At the end of your investigation, you should have a final report that summarizes all the steps you took, the investigation’s findings, and the remedial steps that were taken based on the findings.

If needed, this document will help you prove that took immediate action when faced with the alleged wrongdoing, that you followed all necessary steps to confirm or refute such wrongdoing, and that you did what was necessary to remedy the situation.

At this point, it’s crucial to protect the company’s attorney-client privilege and work product over the investigative findings.

Checklist for Conducting an Internal Investigation

As we just learned, a streamlined process is crucial to conduct a successful internal investigation, but there are other key factors that can make or break your internal or employee investigations.

Here’s a complete checklist with all the must-have elements of a proper internal investigation:

Be Thorough: To be trusted as reliable by jurors and regulators, you need to be rigorous on fact-finding. Taking shortcuts, omitting information, or not following best practices can raise suspicions of evasiveness or coverups, undermining the whole purpose of the investigation. Investigators must avoid prejudgement and be willing to follow the evidence where it leads them, even if they end with large volumes of evidence to review.

Keep it Confidential: Internal and employee investigations can involve incredibly sensitive information; information about the company itself as well as those involved in the investigation. In order to protect against the loss of potentially damaging information, investigators need to make sure that their data is secured throughout the investigation process. In order to protect the privacy interests of those involved, they should also seek out the least intrusive method of investigating.

Minimize Intrusiveness: To protect privacy, encourage confidentiality, and conduct a speedy investigation, workplace investigation teams should seek out the least intrusive way to obtain the facts needed. Typically, this means starting with company documents and files to establish the facts before moving on to potentially more invasive investigatory methods. Internal investigations software can reduce intrusiveness by making it quick and easy to collect, cull and review large volumes of information without involving custodians.

Be Quick: Instead of collecting and searching through documents manually or waiting for third-party vendors to collect and process files, investigation teams can harness modern internal investigations software to reduce the time from project initiation to document review to a matter of minutes.

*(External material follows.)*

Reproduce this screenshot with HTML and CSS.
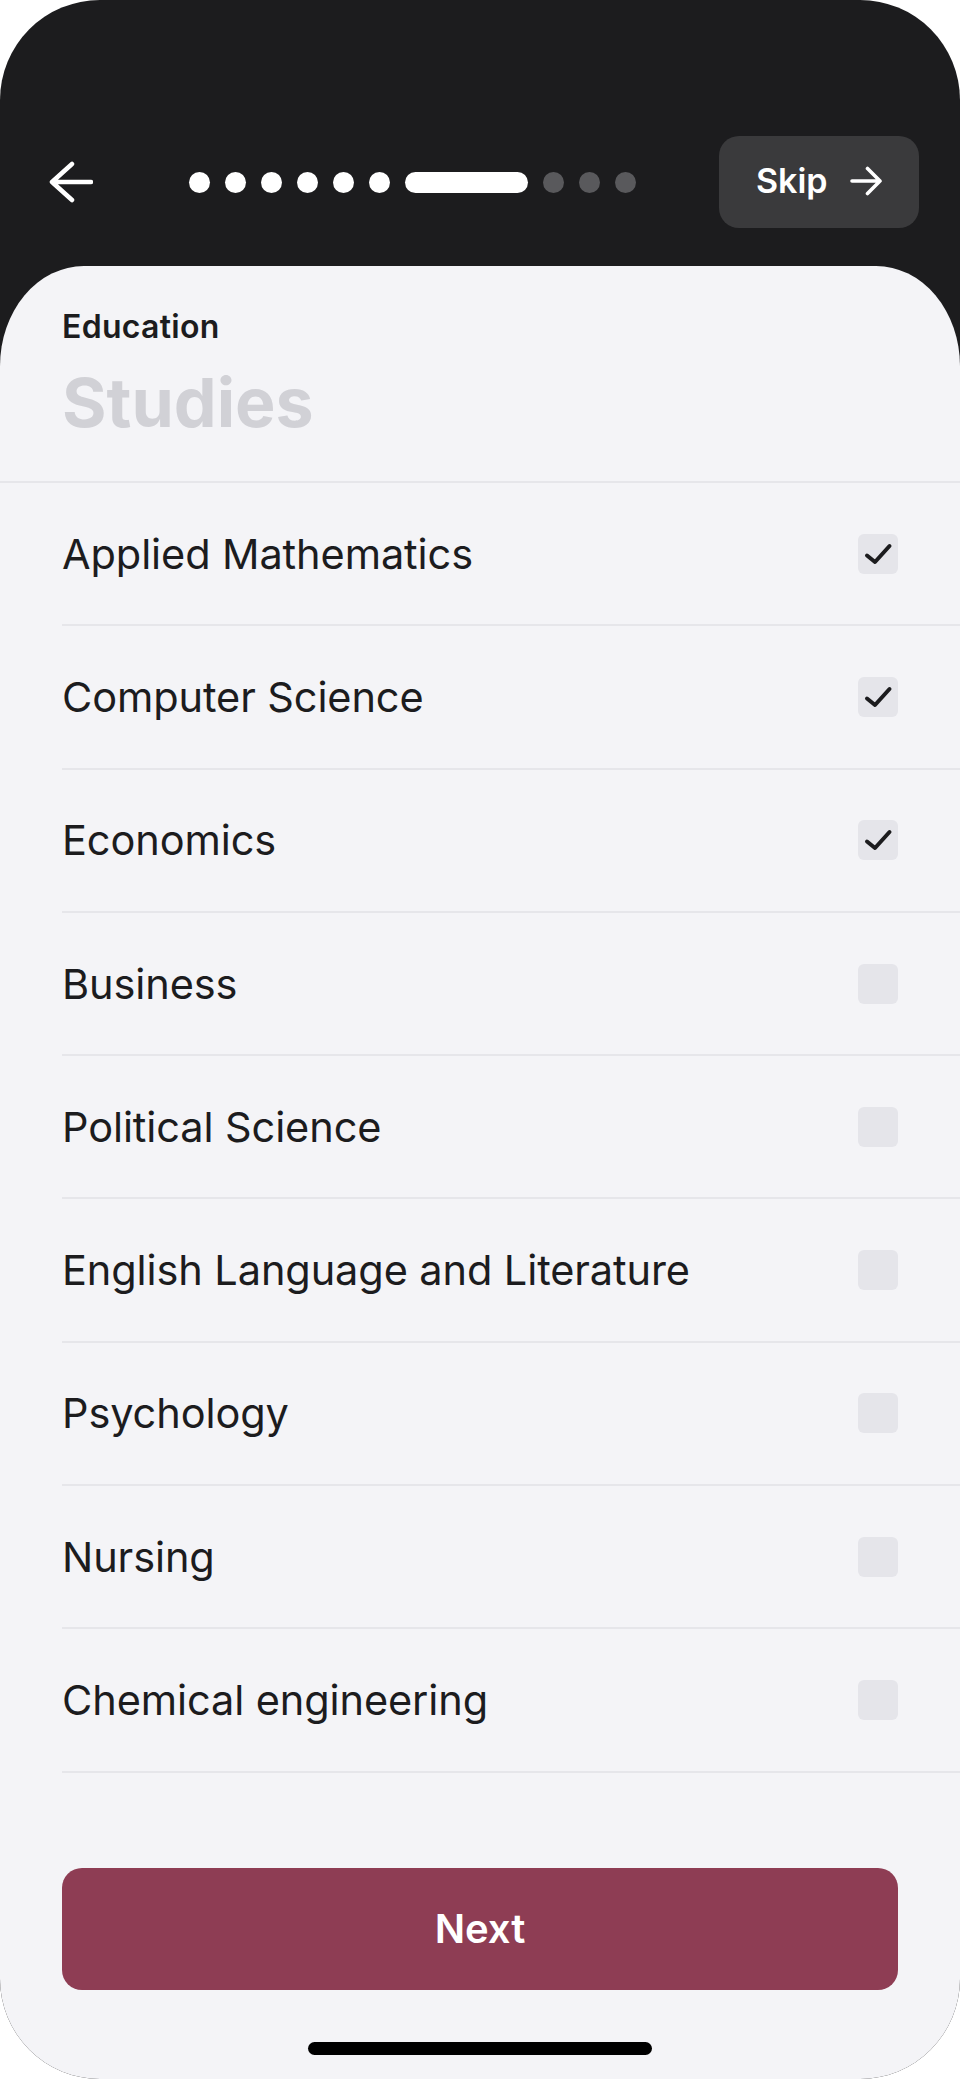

Leverage Internal Investigations Software: You can easily follow all the above-mentioned best practices with the help of internal investigations software. The right tool will allow you to save time and money in the process while keeping your internal investigations process completely defensible.

A comprehensive internal investigation report should include:

The facts investigated
The process followed, including who conducted it
The parties involved
The key findings, including sources
Any internal policies or guidelines applicable to the investigation
The investigation’s conclusions
The remedy actions taken

Speeding Up Your Process With Internal Investigations Software

Internal investigations software helps legal and HR teams quickly upload, process, and review data that could be relevant to their investigation. This process is similar to document review and production in litigation, leading many organizations to embrace eDiscovery software for their own investigations.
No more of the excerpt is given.